▶ [Task instructions] Omitting the pictures, copy exactly each line from the one containing "Clone this screenshot in React, TypeScript" up to and including the one containing "FaPlus, FaMinus, FaTimes".

Code that builds pages
━━━━━━━━━━
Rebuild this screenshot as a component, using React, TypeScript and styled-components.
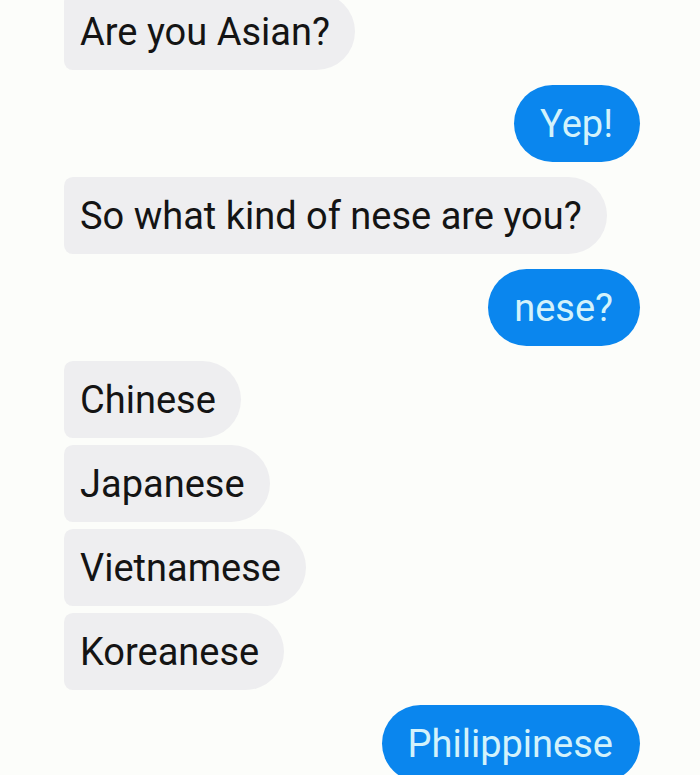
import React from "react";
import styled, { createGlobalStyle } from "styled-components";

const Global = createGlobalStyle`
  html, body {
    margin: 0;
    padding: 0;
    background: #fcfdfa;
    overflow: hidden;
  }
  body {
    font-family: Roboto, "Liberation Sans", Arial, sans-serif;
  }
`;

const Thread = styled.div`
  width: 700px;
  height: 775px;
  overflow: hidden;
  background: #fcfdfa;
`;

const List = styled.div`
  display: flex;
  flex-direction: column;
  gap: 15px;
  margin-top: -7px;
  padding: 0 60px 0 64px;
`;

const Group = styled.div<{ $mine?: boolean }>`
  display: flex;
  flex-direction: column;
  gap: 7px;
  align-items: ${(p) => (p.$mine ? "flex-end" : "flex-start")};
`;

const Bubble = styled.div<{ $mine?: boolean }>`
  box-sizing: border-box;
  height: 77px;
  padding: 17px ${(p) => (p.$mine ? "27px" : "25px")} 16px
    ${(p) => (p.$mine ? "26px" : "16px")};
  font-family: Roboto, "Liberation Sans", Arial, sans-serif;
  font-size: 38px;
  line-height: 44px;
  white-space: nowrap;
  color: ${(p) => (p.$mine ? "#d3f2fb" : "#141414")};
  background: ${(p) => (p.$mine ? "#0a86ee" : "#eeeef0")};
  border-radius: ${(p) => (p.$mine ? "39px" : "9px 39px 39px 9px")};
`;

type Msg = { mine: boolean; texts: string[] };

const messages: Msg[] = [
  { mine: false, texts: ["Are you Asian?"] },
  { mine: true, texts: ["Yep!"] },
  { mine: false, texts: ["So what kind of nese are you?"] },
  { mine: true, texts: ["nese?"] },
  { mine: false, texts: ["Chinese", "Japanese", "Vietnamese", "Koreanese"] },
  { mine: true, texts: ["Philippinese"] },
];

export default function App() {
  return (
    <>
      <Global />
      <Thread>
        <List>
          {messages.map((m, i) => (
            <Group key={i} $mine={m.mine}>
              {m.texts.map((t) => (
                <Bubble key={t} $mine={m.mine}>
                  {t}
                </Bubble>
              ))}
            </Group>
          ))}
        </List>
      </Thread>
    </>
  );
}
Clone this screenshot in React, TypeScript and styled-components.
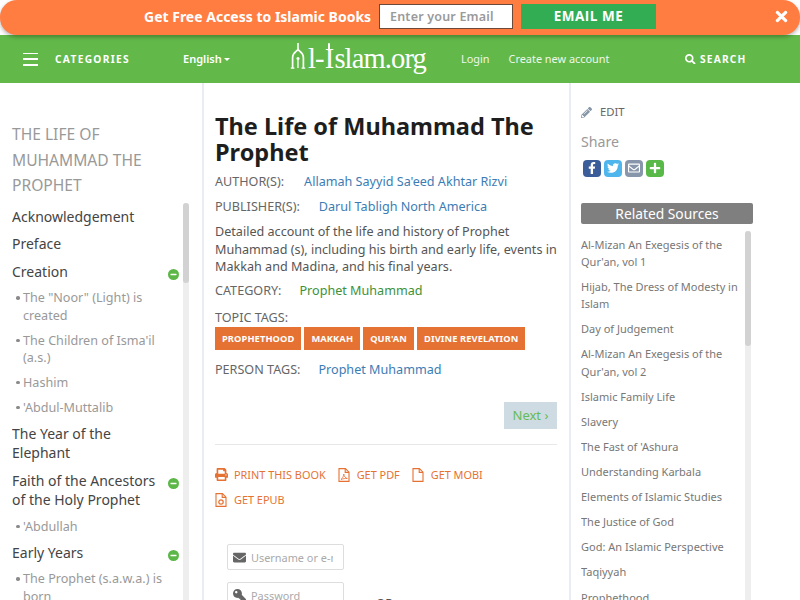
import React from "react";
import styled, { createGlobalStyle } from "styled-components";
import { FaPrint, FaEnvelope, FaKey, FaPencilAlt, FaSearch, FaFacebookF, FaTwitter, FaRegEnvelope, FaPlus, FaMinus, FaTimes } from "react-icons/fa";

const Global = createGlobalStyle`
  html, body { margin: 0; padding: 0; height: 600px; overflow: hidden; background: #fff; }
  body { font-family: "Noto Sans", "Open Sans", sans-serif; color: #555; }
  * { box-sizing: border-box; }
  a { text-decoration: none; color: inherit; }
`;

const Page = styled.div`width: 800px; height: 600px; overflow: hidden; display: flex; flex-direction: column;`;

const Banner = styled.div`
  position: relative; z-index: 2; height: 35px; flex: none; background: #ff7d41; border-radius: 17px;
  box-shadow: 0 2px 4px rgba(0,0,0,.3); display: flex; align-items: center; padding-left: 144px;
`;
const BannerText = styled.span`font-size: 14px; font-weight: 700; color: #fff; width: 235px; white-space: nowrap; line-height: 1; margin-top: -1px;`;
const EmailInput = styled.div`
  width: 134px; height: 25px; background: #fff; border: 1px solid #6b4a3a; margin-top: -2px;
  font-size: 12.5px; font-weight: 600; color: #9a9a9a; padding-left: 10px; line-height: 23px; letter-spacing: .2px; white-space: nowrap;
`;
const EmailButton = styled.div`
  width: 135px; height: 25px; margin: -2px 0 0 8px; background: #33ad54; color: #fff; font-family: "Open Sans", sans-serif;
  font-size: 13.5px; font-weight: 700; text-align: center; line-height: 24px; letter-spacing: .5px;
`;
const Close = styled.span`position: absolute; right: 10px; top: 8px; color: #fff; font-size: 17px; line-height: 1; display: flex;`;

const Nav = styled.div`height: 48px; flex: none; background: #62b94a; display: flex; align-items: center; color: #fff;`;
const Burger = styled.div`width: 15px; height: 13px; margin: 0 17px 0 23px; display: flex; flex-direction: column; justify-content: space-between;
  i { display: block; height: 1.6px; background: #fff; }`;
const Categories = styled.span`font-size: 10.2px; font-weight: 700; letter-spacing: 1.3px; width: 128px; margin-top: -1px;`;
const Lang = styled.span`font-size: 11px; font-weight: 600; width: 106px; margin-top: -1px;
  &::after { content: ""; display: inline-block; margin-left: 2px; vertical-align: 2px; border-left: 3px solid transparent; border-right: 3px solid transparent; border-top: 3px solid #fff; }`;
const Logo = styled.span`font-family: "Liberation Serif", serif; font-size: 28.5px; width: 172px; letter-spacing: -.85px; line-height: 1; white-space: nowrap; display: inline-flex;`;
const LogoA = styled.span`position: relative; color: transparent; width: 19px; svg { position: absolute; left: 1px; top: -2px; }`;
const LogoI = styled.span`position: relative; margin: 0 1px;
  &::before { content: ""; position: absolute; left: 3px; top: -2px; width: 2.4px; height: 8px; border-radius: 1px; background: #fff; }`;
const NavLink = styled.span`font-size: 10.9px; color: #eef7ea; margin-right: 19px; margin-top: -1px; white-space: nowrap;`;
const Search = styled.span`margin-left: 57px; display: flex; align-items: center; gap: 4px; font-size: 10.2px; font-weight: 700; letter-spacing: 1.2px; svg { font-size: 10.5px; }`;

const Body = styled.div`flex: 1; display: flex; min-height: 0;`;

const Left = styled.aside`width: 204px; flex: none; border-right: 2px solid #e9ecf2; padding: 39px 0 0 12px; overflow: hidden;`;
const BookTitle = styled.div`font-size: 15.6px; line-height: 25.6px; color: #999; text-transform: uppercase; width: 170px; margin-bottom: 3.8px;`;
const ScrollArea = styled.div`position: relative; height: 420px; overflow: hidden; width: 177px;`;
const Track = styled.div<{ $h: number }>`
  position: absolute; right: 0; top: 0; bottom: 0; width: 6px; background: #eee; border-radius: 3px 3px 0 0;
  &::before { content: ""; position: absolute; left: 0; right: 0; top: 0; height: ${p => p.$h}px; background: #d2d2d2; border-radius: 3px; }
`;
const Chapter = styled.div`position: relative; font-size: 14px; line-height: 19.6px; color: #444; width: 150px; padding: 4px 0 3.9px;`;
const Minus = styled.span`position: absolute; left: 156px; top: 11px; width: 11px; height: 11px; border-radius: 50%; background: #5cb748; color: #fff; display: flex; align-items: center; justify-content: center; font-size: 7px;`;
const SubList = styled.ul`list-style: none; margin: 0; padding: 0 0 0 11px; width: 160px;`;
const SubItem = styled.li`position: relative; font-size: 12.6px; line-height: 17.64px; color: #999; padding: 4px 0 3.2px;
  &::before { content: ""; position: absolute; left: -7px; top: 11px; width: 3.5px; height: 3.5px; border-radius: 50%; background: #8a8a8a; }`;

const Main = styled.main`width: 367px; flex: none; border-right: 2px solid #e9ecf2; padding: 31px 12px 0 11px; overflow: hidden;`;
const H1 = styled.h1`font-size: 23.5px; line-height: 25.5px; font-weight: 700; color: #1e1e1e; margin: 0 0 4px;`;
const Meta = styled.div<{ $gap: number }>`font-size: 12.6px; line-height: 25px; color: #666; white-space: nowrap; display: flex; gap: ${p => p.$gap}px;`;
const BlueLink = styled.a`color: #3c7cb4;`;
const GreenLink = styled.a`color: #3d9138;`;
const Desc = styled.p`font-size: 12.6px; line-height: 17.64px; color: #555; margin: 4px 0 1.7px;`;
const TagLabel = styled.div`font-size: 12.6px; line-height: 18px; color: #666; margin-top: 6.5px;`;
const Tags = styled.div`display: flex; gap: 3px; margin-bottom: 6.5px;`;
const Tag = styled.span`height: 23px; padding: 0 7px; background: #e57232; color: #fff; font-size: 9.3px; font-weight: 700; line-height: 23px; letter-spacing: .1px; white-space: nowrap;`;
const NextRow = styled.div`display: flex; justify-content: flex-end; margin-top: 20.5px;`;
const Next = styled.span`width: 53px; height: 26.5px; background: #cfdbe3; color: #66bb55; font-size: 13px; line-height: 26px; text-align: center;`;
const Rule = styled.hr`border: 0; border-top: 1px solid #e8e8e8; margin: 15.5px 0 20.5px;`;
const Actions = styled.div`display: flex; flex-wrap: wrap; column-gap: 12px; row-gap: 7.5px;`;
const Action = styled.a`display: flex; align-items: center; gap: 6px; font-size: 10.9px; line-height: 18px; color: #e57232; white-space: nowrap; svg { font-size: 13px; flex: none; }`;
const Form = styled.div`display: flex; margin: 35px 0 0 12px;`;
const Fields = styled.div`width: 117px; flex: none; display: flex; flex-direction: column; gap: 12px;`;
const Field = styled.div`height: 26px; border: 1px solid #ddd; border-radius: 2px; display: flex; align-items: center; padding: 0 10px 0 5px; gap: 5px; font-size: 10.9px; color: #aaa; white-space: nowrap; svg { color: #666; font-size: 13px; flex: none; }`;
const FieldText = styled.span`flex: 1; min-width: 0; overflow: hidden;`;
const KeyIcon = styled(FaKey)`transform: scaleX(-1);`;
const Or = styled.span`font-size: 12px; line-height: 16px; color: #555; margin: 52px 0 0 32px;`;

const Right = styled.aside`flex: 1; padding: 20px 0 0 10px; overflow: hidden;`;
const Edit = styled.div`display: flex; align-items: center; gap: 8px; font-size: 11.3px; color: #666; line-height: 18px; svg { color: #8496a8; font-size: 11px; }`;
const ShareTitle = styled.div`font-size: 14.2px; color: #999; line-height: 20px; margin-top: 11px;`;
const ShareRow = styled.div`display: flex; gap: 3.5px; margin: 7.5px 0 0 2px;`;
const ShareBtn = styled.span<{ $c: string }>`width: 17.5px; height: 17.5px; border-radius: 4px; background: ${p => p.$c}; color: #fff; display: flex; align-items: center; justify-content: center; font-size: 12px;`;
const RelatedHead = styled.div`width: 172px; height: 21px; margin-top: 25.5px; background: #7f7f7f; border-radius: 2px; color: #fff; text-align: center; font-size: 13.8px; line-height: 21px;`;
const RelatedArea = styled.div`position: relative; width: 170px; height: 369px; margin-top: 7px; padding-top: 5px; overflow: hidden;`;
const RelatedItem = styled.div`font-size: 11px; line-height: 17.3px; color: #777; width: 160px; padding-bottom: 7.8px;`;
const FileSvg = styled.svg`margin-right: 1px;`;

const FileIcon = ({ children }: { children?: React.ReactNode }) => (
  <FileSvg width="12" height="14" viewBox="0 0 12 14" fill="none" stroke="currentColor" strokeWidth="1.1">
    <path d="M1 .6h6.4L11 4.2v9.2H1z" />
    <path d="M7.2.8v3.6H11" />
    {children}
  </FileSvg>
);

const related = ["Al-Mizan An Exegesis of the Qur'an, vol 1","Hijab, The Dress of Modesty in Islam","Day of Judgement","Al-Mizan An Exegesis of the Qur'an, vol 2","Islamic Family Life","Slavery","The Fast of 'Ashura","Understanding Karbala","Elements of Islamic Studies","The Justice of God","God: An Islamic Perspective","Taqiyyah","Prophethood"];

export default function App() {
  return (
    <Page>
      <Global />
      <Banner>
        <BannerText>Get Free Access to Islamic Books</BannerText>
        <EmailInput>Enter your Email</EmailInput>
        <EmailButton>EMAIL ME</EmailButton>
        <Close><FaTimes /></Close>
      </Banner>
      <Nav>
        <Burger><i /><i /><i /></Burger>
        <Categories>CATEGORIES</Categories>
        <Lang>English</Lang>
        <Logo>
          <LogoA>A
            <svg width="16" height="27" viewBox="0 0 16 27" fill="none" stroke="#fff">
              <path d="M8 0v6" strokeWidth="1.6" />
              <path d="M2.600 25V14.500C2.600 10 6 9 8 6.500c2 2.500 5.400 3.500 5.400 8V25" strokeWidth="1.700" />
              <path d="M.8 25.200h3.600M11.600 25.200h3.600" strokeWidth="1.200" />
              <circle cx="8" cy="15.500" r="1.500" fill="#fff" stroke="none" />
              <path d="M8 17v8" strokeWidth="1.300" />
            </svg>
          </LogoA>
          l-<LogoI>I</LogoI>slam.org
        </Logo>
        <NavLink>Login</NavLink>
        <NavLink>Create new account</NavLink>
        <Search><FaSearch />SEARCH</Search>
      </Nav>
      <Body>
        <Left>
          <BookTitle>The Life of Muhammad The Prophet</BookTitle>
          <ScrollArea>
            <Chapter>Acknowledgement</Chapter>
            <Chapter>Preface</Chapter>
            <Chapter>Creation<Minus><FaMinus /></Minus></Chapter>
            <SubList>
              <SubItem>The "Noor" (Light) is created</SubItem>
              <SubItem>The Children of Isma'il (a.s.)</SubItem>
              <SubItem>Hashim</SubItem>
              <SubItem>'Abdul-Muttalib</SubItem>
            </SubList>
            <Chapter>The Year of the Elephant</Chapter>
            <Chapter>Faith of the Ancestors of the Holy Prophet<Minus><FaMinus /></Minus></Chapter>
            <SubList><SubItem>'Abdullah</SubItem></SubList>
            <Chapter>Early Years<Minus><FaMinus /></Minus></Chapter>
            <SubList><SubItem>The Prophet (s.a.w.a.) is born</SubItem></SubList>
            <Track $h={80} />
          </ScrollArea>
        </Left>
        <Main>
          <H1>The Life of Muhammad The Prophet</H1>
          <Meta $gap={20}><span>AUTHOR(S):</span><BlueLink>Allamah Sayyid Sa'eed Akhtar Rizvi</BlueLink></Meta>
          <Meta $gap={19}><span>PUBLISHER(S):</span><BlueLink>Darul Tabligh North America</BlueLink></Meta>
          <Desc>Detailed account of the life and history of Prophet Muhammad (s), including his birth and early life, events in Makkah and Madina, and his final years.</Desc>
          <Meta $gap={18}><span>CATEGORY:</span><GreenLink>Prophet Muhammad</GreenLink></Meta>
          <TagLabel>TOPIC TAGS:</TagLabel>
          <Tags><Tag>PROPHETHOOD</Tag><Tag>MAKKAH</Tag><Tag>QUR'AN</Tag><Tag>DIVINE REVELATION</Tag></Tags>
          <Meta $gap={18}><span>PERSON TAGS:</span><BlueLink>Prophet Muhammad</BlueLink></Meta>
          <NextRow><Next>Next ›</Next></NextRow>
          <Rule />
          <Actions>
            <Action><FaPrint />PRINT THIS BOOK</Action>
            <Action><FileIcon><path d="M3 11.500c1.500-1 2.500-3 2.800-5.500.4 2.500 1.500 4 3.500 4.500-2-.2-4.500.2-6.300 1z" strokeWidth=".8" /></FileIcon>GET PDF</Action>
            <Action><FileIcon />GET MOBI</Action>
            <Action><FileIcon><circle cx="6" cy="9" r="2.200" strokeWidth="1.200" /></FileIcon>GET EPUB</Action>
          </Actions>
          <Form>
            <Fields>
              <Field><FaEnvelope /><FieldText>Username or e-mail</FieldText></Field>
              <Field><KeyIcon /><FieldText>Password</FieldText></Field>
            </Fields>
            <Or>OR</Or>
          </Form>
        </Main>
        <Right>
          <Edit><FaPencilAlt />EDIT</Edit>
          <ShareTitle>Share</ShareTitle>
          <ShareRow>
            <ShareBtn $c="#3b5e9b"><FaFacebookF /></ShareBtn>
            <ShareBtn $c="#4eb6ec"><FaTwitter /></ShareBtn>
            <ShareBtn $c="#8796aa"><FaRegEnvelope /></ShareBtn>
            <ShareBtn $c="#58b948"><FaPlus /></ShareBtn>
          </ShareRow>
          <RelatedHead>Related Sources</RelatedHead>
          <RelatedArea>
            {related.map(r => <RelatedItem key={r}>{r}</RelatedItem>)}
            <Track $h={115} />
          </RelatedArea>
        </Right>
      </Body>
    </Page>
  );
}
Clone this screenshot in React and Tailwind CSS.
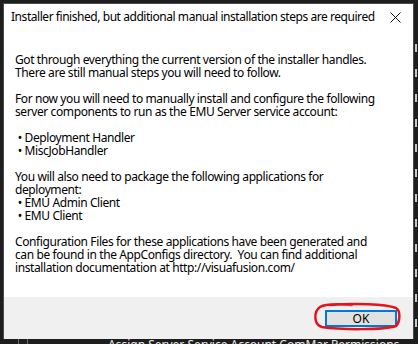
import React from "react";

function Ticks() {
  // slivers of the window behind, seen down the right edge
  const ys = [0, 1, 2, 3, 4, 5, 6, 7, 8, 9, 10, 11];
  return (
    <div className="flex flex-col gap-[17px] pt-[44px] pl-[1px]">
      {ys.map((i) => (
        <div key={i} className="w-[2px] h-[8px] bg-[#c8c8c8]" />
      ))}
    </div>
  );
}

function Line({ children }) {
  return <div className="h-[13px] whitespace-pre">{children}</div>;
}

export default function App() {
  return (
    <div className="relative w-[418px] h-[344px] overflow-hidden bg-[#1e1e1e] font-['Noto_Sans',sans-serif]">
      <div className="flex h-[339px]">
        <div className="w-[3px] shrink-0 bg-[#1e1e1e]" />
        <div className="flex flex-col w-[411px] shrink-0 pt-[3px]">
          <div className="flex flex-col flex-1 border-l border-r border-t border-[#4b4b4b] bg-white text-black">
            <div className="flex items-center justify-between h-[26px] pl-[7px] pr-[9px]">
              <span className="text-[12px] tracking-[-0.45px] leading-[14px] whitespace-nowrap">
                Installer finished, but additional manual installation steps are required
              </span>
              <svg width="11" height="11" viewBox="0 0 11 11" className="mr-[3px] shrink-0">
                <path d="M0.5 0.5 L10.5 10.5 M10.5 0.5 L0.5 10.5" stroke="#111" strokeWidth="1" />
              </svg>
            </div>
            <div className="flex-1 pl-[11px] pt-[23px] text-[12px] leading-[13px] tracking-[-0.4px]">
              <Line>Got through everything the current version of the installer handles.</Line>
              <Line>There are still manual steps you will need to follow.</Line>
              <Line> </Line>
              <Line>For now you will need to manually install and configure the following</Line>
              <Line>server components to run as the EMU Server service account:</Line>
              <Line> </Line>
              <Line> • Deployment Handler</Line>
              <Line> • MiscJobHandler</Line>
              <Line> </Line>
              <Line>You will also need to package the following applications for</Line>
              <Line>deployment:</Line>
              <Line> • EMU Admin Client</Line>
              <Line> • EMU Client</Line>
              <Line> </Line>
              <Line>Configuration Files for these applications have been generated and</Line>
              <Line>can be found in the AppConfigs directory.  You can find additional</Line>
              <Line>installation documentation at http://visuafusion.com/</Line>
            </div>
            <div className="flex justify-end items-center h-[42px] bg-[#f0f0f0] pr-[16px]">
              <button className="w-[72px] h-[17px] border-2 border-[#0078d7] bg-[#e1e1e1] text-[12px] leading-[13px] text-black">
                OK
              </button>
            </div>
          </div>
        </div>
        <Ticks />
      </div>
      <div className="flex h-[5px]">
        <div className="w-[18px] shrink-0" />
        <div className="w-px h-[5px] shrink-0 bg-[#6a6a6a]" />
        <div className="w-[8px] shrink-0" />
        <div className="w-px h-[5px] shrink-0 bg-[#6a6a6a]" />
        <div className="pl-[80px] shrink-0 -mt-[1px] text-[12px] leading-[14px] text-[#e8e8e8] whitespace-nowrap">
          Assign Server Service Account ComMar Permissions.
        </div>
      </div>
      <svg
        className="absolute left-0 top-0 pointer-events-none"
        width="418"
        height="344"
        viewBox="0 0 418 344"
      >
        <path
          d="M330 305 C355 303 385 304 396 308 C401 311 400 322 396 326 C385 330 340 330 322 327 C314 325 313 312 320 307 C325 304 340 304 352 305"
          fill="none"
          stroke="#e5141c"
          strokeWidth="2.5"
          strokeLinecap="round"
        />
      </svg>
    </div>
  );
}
━━━━━━━━━━
▶ [Exercise output]
Clone this screenshot in React, TypeScript and styled-components.
import React from "react";
import styled, { createGlobalStyle } from "styled-components";
import { FaPrint, FaEnvelope, FaKey, FaPencilAlt, FaSearch, FaFacebookF, FaTwitter, FaRegEnvelope, FaPlus, FaMinus, FaTimes } from "react-icons/fa";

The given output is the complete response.